__To do__: Gather all lines with the word "React" in them.

== Dataset content ==

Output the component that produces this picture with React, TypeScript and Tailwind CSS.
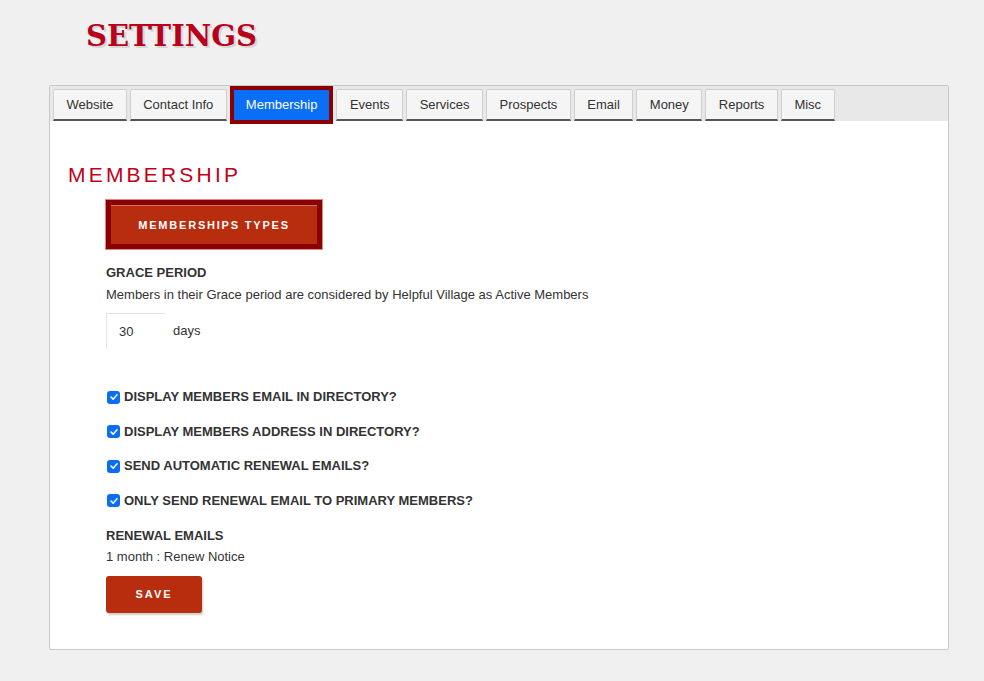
import React from "react";

const tabs = [
  "Website",
  "Contact Info",
  "Membership",
  "Events",
  "Services",
  "Prospects",
  "Email",
  "Money",
  "Reports",
  "Misc",
];

const options = [
  "Display members email in directory?",
  "Display members address in directory?",
  "Send automatic renewal emails?",
  "Only send renewal email to primary members?",
];

const Check = () => (
  <span className="flex h-[13px] w-[13px] shrink-0 items-center justify-center rounded-[3px] bg-[#0a6ef5]">
    <svg viewBox="0 0 12 12" className="h-[10px] w-[10px]">
      <path
        d="M2.5 6.2 L5 8.6 L9.6 3.4"
        fill="none"
        stroke="white"
        strokeWidth="1.9"
        strokeLinecap="round"
        strokeLinejoin="round"
      />
    </svg>
  </span>
);

export default function App() {
  return (
    <div className="min-h-[681px] bg-[#f0f0f0] pb-8 font-['Liberation_Sans',Arial,sans-serif] text-[13px] text-[#333]">
      <div className="pl-[86px] pt-[18px]">
        <h1 className="font-['DejaVu_Serif',serif] text-[29px] font-bold leading-[36px] text-[#b8001c] [text-shadow:2px_2px_0_#d6d6d6]">
          SETTINGS
        </h1>
      </div>

      <div className="ml-[49px] mt-[31px] w-[900px] rounded-[2px] border border-[#c8c8c8] bg-white">
        {/* tabs */}
        <div className="flex h-[35px] items-end gap-[3px] bg-[#e8e8e8] pl-[3px]">
          {tabs.map((t) =>
            t === "Membership" ? (
              <div
                key={t}
                className="relative -mb-[3px] flex h-[38px] items-center border-[4px] border-[#8b0000] bg-[#0a6ef7] px-[12px] text-white"
              >
                {t}
              </div>
            ) : (
              <div
                key={t}
                className="flex h-[32px] items-center rounded-t-[2px] border border-b-2 border-[#cfcfcf] border-b-[#555] bg-[#f5f5f5] px-[12.5px] pt-[1px]"
              >
                {t}
              </div>
            )
          )}
        </div>

        {/* content */}
        <div className="px-[18px] pb-[36px] pt-[40px]">
          <h2 className="text-[21px] font-normal leading-[27px] tracking-[3.2px] text-[#c0001a]">
            MEMBERSHIP
          </h2>

          <div className="ml-[38px]">
            <div className="mt-[12px] inline-block border-[5px] border-[#8b0000] outline outline-1 outline-[#d88]">
              <button className="flex h-[39px] w-[206px] items-center justify-center border-t border-t-[#d4715a] bg-[#b72d0e] text-[11px] font-bold tracking-[1.8px] text-white">
                MEMBERSHIPS TYPES
              </button>
            </div>

            <div className="mt-[16px] font-bold leading-[16px]">GRACE PERIOD</div>
            <div className="mt-[6px] leading-[16px]">
              Members in their Grace period are considered by Helpful Village as Active Members
            </div>

            <div className="mt-[10px] flex items-center">
              <div className="flex h-[36px] w-[59px] items-center border-l border-t border-[#e4e4e4] pl-[12px]">
                30
              </div>
              <span className="ml-[8px]">days</span>
            </div>

            <div className="mt-[40px] flex flex-col gap-[18.5px]">
              {options.map((o) => (
                <div key={o} className="flex h-[16px] items-center gap-[4px] pl-[1px]">
                  <Check />
                  <span className="font-bold uppercase">{o}</span>
                </div>
              ))}
            </div>

            <div className="mt-[19px] font-bold leading-[16px]">RENEWAL EMAILS</div>
            <div className="mt-[5px] leading-[16px]">1 month : Renew Notice</div>

            <button className="mt-[11px] flex h-[37px] w-[96px] items-center justify-center rounded-[3px] bg-[#b72d0e] text-[11px] font-bold tracking-[2px] text-white shadow-[1px_2px_2px_rgba(0,0,0,0.2)]">
              SAVE
            </button>
          </div>
        </div>
      </div>
    </div>
  );
}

===

__Exercise response__:
Output the component that produces this picture with React, TypeScript and Tailwind CSS.
import React from "react";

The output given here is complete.